The demonstration was called by the new group Blackfriars Action for Responsible Development (BARD) which has been formed by local tenants' and residents' associations.

In September we reported on the two development options put forward by Linden Homes for the site bounded by Blackfriars Road in the west, Surrey Row in the north and Pocock Street in the south.

Architects Rolfe Judd drew up two options for public consultation featuring towers of 27 and 15 storeys.

At Saturday's demonstration BARD launched a new paper and online petition calling on Southwark Council to organise further consultation with neighbours and give serious consideration to alternative proposals.

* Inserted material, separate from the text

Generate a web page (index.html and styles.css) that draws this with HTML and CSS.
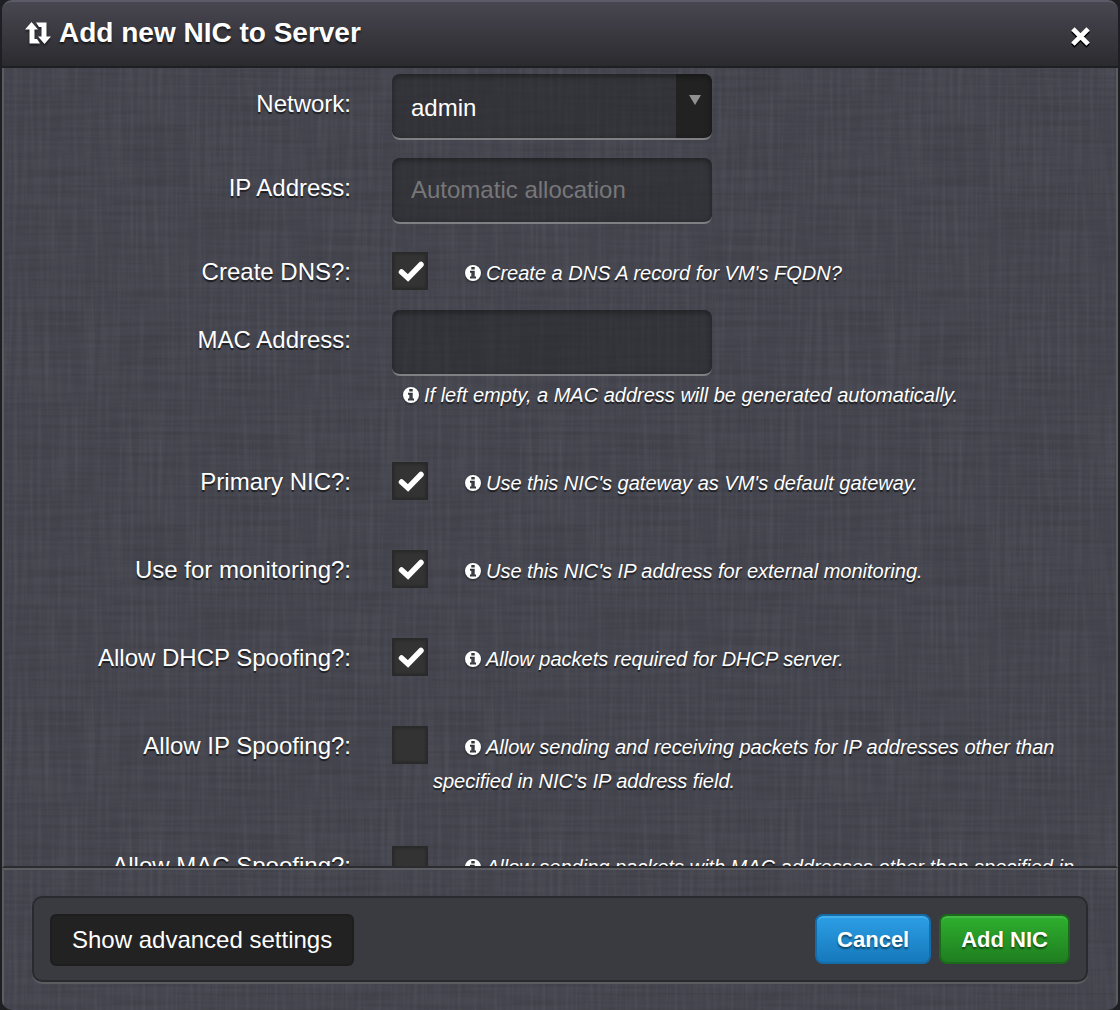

"What we are saying today at this demonstration is that local people have had enough," said Maxine Walker of the Nelson Square Gardens Community Association.

"The Linden Homes development is the straw that has broken the camel's back because they have been so extraordinarily arrogant.

"They have not consulted local people in any meaningful way and they have tried to steal the garden that we fundraised for and planted."

She added: "These people think they can do anything; they think they can demolish buildings that are of architectural value and they can put up ugly 27-storey glass buildings which offer nothing to local people: no housing, no social amenities, nothing positive to this local community.

"They are simply trying to make a large profit."

"The only thing that will stop them is us. There is nothing else.

"We can't stop buildings going up here, but we can say that those buildings have to provide something to the local community."

Ms Walker expressed a fear that local people will be priced out of the area, and cited the example of a full-time Southwark Council employee who was told that she didn't earn enough to qualify for so-called 'affordable housing' in another Blackfriars Road development.

"We have to get together, work hard and act in solidarity to make this a community that people want to live in, to have children in, and that has people of all different kinds," she said.

She asked the assembled crowd: "It's been a community for a long time; do we want it to continue as a community?"

The answer was a resounding 'yes'.

Councillors clash over "secret meetings" with Blackfriars developers

Earlier this week Cathedrals ward councillor Adele Morris challenged council leader Peter John at council assembly over the decision not to invite ward councillors to attend meetings of the Blackfriars Road Landowners' Forum.

Cllr Morris told Cllr John: "There are a lot of rumours going around the community that you are having secret meetings with developers – which even the ward councillors are not allowed to come to – and you are carving up [Blackfriars Road] and agreeing with developers that they can put in proposals which massively contravene existing policy."

Cllr John denied that the meetings were secret and told Cllr Morris that the sessions were designed to encourage "blue sky thinking" about the future of the road.

He said that the landowners' forum is intended "to try and bring developers and landowners together so we can get an agreed view on public realm and a shared vision for Blackfriars Road".